Robyn’s youth is therefore the only thing separating her from Bill, but it’s an incalculable difference. Because while his mind will refuse to see anything other than a beast to put down under direct orders, she will see a shimmer of light and look first. What she sees is Mebh MacTíre (Eva Whittaker), a wolfwalker from lore who presents as a girl when awake and a wolf when asleep. She and her mother Moll (Maria Doyle Kennedy) were the ones who healed that woodsman. Mebh is also the one who’s been ruining Bill’s traps. This is her forest that the humans have trespassed into and yet she and her wolves don’t want to hurt their unwelcome intruders. They simply want to scare them away and be left alone.

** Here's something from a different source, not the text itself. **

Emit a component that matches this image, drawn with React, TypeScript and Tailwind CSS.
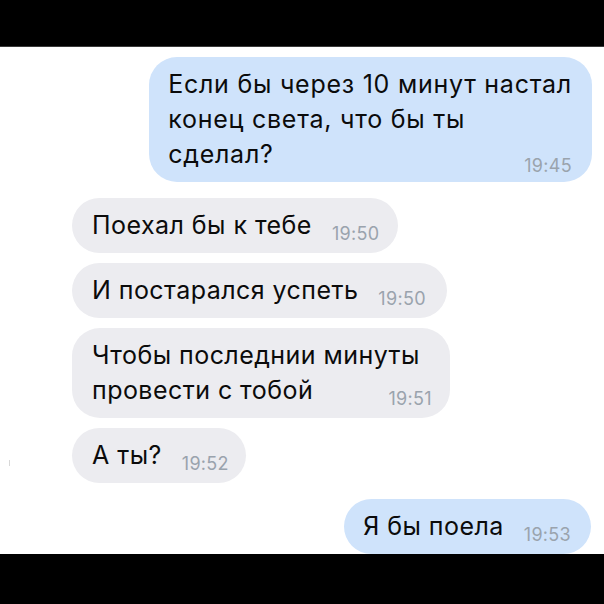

Like so many tales of power and greed, such a desire can only last so long if the aggressor refuses to relent. And now that Moll has gone missing (her sleeping body remains in the forest, but her wolf form has been gone for days in search of a new home), Mebh doesn’t know what to do. Luckily for her it’s Robyn who crosses into the wolf’s den and not Bill because Mebh can have some fun at her expense rather than worry about getting a bolt through the forehead. Finding common ground isn’t instant and an accidental bite does occur, but the young wolfwalker is quick to heal it and explain her plight. If Robyn will help find her mother, Cromwell can have the forest without bloodshed.
Shades of How to Train Your Dragon come out as we watch this young English girl attempt to tell her father and the town that the wolves aren’t as bad as their fear presumes. Then shades of The Legend of Zelda: Twilight Princess arrive once that bite transforms Robyn into a wolfwalker herself—trying her damnedest to escape the town with her life upon waking to find herself looking at her sleeping body as trails of colored scents and colored sound waves flow to help her stay a step ahead of danger as she seeks sanctuary. She’s suddenly more invested in saving these wolves (and herself) than ever just as Cromwell and Bill escalate their assault. Fire is surely on the horizon.
What follows is a gorgeous journey towards compassionate enlightenment on behalf of a people seeking the same for themselves. And just like Moore’s previous films The Secret of Kells and Song of the Sea, a consistently mesmerizing Celtic flavor is imbued into the animation, music, and story. He and Stewart leave in sketch lines, misalign color fields from heavy outlines, and provide a uniquely electric energy to the whole that computer animation can’t quite replicate. And the way in which they keep foreground and background in frame with an unorthodox combination of vantage points positioned upon a wave of land folding in on itself (we see characters moving in profile on the horizon beneath a sky filled by an overhead view of the distant town) is magical.
One should expect no less from Cartoon Saloon visually or narratively as they’ve forever proven to be one of the best in the business. We feel the stakes as Bill’s foot soldier blindly follows orders to survive and as Robyn brazenly rejects them to do the same. And we’re overcome by Mebh’s unbridled rage when her existence is put in peril by the violence of callous men. Outlines can’t contain the wildly chaotic and roughly drawn reds of fire or the characters’ emotions once conflicting hearts are forced to choose their side. At a certain point the difference between just and corrupt has to matter more than allegiance or love because the latter two ultimately mean nothing if they’ve formed upon the back of monstrous acts.
Wolfwalkers screened at the Toronto International Film Festival.